CN: Honestly I’m pulling from the same resource. What I looked at was Jesus’ ministry as it’s revealed in the Bible. That gives us a guide as to what He was like as a child. When you’re choosing to write about Him as a child and choosing to depict Him on film as a child, you go with those guidelines and try to keep Him as Biblically consistent as possible. The other thing you do is you get theologians and biblical scholars and pastors and priests to help you. It’s a tremendous responsibility, doing a movie like this, and I think it’s all in how you do it.

Guideposts: What’s the reward for you, as a filmmaker and a Christian, in making a movie like this?

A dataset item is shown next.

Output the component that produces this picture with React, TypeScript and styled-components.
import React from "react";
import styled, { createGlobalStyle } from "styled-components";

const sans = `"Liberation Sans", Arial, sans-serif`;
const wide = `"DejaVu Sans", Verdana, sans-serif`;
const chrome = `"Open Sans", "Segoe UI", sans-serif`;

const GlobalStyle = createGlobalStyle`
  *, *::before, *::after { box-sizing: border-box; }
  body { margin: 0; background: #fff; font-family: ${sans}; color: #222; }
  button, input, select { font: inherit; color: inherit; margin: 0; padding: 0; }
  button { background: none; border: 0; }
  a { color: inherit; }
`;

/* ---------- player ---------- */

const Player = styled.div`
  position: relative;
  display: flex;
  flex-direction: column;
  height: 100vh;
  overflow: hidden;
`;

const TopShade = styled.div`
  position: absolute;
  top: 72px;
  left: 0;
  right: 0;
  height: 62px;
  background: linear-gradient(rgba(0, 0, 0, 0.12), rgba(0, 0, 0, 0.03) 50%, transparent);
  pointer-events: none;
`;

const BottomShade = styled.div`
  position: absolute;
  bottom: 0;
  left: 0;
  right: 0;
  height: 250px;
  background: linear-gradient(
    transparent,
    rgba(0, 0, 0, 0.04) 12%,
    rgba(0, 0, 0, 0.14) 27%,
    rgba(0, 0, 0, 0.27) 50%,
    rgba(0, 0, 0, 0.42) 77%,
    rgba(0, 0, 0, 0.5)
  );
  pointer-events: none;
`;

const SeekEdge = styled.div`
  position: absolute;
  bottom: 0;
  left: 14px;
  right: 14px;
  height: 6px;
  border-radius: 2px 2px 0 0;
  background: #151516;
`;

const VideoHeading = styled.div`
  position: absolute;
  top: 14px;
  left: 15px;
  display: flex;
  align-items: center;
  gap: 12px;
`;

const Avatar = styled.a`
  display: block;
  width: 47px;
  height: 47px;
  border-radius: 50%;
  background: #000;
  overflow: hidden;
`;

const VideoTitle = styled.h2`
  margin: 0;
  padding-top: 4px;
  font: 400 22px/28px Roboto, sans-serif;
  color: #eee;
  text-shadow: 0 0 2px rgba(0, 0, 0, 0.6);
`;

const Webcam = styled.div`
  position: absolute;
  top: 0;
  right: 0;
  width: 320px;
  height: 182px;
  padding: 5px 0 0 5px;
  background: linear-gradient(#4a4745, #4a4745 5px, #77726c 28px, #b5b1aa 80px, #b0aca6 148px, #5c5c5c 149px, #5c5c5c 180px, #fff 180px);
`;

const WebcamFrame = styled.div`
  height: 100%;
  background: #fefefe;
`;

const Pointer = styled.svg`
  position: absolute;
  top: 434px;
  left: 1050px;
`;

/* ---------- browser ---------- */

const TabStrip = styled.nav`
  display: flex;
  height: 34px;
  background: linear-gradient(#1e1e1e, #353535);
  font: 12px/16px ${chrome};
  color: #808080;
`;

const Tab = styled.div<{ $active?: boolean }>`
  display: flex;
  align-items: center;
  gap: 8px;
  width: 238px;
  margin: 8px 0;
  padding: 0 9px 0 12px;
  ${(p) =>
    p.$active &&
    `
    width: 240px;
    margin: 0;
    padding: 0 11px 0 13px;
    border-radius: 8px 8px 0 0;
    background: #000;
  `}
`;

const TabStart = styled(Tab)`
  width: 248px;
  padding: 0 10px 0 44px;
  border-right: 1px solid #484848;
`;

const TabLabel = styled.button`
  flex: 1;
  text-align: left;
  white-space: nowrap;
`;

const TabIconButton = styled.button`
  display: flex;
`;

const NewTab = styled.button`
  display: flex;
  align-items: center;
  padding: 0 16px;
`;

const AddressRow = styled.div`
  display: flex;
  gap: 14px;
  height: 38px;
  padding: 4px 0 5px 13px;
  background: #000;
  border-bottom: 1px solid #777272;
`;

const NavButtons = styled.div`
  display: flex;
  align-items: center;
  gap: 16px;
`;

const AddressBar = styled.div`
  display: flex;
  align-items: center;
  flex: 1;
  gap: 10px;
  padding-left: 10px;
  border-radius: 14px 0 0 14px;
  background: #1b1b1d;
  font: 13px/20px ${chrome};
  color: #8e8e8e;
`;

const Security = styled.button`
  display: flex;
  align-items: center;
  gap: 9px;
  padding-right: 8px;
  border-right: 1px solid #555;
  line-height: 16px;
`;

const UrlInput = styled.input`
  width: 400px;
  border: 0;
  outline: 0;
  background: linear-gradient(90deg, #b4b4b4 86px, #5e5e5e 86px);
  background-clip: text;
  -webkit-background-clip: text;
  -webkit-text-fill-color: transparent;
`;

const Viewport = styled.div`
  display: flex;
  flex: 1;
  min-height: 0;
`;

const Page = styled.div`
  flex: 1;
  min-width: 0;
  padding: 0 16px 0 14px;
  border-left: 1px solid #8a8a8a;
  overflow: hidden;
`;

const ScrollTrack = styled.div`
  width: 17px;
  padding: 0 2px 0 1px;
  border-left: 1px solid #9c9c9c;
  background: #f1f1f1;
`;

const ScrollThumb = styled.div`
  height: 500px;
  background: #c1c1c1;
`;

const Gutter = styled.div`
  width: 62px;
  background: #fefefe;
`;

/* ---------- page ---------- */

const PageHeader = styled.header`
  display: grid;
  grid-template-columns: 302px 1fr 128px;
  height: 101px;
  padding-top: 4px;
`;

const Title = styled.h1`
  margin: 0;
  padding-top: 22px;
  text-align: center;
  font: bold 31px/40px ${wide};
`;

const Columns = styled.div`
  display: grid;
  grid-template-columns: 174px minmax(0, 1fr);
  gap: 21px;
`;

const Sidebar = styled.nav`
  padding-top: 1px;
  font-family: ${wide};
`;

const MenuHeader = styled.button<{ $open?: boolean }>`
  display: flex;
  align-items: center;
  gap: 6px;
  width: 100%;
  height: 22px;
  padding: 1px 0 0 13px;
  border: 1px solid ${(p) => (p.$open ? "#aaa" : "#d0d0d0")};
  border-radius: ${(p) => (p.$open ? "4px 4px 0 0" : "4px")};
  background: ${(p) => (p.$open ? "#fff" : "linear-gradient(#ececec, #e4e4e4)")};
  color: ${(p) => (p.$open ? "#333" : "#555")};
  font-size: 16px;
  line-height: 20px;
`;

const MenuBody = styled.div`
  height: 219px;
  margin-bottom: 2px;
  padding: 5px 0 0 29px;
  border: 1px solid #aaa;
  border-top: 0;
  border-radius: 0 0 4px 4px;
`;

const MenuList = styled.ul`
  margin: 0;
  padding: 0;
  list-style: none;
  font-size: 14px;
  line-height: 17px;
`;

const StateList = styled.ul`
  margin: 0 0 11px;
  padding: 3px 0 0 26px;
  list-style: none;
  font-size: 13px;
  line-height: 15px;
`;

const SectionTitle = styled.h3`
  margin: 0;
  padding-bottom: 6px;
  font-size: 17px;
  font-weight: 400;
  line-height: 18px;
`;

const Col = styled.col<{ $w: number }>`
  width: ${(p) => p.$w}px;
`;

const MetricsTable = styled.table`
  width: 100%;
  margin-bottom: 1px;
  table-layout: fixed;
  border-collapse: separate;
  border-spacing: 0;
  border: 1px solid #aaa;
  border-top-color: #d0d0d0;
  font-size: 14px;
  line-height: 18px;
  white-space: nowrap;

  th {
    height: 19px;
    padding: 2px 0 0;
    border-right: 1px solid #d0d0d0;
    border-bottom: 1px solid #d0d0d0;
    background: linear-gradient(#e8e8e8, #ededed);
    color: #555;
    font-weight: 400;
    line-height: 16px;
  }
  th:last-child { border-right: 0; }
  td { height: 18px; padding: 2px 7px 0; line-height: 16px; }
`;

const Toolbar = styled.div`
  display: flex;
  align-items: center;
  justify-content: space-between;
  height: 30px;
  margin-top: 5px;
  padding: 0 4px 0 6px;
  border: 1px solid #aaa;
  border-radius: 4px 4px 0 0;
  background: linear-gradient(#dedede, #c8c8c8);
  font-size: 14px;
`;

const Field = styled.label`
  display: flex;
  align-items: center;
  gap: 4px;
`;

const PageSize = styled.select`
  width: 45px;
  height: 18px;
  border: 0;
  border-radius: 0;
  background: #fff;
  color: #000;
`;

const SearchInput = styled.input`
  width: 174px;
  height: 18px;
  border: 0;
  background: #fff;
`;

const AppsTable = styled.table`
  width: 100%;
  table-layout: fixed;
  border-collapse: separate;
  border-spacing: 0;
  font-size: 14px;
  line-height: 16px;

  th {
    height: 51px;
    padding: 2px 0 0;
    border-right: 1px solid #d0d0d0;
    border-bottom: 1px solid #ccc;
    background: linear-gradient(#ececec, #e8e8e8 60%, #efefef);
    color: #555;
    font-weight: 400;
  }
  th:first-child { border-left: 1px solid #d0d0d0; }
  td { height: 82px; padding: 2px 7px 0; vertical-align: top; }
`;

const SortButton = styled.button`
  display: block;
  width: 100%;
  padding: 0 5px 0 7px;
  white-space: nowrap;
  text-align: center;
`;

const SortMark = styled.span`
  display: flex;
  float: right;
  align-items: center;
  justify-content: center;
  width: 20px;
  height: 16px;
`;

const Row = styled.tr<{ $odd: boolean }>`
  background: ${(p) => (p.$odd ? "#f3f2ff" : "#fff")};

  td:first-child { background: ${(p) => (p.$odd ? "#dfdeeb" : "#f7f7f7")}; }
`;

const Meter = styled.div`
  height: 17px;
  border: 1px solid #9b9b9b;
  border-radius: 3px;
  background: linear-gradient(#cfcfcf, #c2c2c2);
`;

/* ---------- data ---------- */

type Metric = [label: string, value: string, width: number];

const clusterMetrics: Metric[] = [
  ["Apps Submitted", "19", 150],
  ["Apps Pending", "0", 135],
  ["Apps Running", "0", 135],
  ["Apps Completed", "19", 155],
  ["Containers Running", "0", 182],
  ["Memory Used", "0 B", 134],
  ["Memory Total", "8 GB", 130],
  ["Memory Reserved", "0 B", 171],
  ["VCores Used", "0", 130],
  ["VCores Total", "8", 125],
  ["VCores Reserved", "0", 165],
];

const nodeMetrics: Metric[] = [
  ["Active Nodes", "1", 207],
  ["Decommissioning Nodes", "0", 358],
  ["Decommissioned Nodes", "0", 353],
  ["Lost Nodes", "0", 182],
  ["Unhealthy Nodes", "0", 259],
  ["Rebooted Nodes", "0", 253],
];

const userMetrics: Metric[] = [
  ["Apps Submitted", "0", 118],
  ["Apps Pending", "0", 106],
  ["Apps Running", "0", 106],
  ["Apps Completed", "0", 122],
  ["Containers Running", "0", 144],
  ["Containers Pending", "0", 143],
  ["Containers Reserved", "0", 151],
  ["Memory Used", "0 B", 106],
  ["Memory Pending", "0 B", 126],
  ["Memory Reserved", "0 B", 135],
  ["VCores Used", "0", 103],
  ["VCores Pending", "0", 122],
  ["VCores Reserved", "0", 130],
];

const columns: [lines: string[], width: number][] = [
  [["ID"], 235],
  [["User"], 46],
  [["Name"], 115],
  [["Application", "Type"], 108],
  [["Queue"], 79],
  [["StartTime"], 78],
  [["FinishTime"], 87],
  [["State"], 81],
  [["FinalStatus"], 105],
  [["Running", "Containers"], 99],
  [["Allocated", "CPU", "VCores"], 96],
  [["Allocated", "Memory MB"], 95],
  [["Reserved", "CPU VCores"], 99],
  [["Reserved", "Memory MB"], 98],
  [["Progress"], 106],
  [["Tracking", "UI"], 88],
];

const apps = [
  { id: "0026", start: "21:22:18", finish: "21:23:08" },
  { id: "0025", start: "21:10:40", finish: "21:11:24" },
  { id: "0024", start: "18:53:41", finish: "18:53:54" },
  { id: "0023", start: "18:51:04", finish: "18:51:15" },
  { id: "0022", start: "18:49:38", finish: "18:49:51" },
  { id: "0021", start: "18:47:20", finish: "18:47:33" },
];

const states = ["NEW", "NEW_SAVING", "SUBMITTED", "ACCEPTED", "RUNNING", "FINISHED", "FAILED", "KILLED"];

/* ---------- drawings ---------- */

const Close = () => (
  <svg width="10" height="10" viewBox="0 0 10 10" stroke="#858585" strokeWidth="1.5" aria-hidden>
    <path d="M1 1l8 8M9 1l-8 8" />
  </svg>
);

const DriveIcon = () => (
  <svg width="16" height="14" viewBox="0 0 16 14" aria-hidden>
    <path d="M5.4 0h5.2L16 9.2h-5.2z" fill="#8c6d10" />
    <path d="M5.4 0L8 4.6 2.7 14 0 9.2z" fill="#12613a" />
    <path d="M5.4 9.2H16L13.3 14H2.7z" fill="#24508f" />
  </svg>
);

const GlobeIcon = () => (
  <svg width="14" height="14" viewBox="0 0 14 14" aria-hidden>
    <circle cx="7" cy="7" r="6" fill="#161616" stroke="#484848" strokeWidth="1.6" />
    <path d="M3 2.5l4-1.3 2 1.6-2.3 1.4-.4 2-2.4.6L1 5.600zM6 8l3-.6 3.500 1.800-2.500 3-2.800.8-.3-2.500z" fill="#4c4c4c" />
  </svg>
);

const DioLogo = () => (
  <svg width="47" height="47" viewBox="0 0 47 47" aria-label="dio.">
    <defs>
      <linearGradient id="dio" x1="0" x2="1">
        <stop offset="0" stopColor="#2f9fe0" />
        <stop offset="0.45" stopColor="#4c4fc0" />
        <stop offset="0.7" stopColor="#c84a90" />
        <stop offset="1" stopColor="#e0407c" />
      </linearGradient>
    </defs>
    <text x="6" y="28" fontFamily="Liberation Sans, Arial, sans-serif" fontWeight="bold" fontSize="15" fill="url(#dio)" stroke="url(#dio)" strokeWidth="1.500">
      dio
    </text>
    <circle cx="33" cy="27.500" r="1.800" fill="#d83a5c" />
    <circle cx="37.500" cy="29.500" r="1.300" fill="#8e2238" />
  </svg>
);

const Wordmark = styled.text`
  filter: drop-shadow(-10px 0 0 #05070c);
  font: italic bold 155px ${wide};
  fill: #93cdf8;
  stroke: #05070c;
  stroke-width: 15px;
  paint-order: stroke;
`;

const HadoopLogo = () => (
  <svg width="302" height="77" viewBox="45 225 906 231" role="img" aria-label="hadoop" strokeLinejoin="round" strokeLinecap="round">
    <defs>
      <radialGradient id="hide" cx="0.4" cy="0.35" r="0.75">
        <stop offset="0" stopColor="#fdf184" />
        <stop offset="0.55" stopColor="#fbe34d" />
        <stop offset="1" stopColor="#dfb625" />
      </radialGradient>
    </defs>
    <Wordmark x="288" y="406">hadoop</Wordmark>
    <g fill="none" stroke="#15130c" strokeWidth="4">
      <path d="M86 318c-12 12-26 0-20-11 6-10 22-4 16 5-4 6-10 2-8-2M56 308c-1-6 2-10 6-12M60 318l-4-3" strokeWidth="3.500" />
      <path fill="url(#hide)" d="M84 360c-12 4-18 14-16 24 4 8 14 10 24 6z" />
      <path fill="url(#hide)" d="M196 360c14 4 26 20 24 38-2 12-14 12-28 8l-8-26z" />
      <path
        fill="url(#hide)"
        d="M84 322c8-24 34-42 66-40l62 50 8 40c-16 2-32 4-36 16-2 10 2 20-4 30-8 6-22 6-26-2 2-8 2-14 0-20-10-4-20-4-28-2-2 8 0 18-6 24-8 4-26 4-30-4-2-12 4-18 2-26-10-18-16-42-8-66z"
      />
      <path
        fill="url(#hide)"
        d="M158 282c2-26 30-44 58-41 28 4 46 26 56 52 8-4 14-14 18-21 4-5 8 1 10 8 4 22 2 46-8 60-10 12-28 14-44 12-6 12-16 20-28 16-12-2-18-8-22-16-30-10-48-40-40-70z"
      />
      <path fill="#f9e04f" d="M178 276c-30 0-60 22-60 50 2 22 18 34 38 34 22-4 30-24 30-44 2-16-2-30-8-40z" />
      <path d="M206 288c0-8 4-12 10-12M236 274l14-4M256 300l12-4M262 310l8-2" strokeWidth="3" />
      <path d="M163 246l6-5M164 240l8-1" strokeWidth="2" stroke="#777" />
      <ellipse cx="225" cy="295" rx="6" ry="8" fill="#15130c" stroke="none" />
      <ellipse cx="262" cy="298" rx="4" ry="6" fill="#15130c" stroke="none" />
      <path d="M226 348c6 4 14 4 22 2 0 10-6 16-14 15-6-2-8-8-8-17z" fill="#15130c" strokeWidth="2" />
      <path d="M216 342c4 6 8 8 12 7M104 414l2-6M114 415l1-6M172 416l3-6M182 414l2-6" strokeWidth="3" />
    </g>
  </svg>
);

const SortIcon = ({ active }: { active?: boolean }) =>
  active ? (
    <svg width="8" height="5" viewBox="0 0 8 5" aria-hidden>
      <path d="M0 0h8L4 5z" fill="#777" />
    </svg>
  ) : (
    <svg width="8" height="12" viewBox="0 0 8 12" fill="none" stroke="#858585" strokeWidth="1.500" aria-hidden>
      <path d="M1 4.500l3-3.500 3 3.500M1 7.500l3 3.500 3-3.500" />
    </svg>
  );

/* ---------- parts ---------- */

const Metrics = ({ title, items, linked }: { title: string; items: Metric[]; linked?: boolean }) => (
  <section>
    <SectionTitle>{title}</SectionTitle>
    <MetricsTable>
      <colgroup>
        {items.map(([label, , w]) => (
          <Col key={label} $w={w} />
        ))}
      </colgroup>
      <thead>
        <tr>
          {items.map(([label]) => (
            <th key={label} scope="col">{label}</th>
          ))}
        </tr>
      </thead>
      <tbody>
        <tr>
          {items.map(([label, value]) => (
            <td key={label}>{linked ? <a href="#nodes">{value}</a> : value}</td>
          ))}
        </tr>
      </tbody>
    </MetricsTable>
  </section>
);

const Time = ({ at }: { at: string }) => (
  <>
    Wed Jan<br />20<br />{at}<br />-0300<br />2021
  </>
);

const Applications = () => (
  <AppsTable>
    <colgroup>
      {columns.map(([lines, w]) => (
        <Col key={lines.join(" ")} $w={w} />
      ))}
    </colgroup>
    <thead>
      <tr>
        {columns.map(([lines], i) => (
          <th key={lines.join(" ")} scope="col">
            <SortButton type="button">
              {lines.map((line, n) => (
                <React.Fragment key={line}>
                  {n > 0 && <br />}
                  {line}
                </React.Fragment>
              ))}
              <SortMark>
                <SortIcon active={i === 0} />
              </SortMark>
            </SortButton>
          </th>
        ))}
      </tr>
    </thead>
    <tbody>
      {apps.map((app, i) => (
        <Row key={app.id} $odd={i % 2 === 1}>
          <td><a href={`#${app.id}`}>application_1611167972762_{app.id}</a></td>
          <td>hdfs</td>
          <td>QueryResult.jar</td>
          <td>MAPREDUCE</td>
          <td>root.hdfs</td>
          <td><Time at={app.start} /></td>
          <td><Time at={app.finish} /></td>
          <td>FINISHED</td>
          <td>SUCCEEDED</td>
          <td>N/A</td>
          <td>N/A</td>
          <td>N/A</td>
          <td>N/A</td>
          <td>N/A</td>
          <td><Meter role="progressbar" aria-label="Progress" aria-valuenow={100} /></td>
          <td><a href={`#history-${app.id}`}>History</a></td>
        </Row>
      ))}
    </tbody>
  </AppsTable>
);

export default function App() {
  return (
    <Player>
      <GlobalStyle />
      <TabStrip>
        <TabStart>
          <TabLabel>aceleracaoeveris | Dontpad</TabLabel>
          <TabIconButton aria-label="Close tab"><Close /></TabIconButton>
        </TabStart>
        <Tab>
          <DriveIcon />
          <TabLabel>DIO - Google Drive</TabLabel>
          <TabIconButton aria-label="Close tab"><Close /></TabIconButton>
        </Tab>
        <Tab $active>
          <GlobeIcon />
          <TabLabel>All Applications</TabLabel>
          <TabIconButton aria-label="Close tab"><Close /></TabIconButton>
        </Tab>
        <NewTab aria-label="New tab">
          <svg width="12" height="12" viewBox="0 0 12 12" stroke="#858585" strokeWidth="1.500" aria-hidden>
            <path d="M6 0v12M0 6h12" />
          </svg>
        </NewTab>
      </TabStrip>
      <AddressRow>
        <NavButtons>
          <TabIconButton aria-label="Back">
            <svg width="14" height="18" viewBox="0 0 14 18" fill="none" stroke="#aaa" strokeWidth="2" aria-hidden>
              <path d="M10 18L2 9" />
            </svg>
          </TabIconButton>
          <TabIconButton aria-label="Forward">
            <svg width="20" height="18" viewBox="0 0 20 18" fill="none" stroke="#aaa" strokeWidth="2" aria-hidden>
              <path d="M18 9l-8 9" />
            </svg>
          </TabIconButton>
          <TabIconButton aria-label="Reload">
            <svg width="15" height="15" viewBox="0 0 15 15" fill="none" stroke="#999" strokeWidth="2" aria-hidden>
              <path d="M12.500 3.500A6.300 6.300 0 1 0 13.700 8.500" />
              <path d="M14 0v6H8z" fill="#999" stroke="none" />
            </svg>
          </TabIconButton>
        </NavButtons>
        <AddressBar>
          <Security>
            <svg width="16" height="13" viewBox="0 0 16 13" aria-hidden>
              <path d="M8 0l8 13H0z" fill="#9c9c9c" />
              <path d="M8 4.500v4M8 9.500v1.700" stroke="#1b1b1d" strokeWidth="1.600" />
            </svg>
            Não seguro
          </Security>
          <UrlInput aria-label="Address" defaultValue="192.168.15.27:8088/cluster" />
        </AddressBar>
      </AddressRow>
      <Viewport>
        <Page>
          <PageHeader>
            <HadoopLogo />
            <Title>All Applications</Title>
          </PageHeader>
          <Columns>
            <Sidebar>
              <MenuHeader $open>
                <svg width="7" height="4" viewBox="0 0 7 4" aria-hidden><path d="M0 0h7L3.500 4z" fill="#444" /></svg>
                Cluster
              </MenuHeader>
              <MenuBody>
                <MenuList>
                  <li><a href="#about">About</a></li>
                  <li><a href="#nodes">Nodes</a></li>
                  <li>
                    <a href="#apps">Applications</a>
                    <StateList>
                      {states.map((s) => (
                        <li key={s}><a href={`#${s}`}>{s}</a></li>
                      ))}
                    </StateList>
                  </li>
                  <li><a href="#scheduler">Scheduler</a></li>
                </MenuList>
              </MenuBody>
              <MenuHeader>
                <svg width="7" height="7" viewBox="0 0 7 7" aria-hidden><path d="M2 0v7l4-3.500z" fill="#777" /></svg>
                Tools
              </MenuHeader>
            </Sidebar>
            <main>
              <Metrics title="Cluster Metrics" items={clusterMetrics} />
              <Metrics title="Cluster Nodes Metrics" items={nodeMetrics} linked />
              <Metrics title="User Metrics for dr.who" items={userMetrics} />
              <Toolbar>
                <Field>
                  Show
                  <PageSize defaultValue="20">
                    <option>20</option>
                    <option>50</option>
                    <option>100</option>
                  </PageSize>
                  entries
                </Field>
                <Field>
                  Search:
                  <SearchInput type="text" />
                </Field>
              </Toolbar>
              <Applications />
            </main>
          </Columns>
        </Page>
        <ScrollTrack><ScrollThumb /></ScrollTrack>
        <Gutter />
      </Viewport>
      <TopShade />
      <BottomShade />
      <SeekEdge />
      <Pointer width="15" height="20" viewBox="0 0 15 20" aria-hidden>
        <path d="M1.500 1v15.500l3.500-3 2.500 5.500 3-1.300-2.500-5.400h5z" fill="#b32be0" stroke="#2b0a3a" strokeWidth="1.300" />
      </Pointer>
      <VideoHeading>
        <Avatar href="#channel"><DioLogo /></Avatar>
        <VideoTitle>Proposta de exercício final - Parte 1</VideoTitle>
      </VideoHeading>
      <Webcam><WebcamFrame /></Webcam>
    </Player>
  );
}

CN: Just getting people to open their eyes to the idea that they can embrace their faith and re-examine Jesus from a slightly different angle. I’m watching kids watch this movie in advanced screenings , they’re on the edge of their seat, they’re leaning forward, their eyes are wide open. Why? Because they’re seeing a Jesus they’ve never seen before who’s just like them. For so many young kids, the image of Jesus suffering on the cross is kind of a scary one. Here, they can experience Jesus in a different way.

Guideposts: The film is very family-oriented. We see Mary and Joseph facing the same struggles as many other parents. Why place so much importance on Jesus’ family?

CN: We see a window into the Holy family. We see Joseph and Mary as parents. We see Jesus as a child. We’re seeing that they’re not that different from us, that the burdens resting on the shoulders of Joseph and Mary, for the most part, are the same kinds of burdens on the shoulders of parents watching the film. Seven years-old is the dawn of reason in children. It’s when they start to have a sense of their own mortality; they start to ask deeper, more thoughtful kinds of questions. That’s what the movie’s all about, asking those questions and coming to an answer at the end.

The Young Messiah hits theaters March 11th.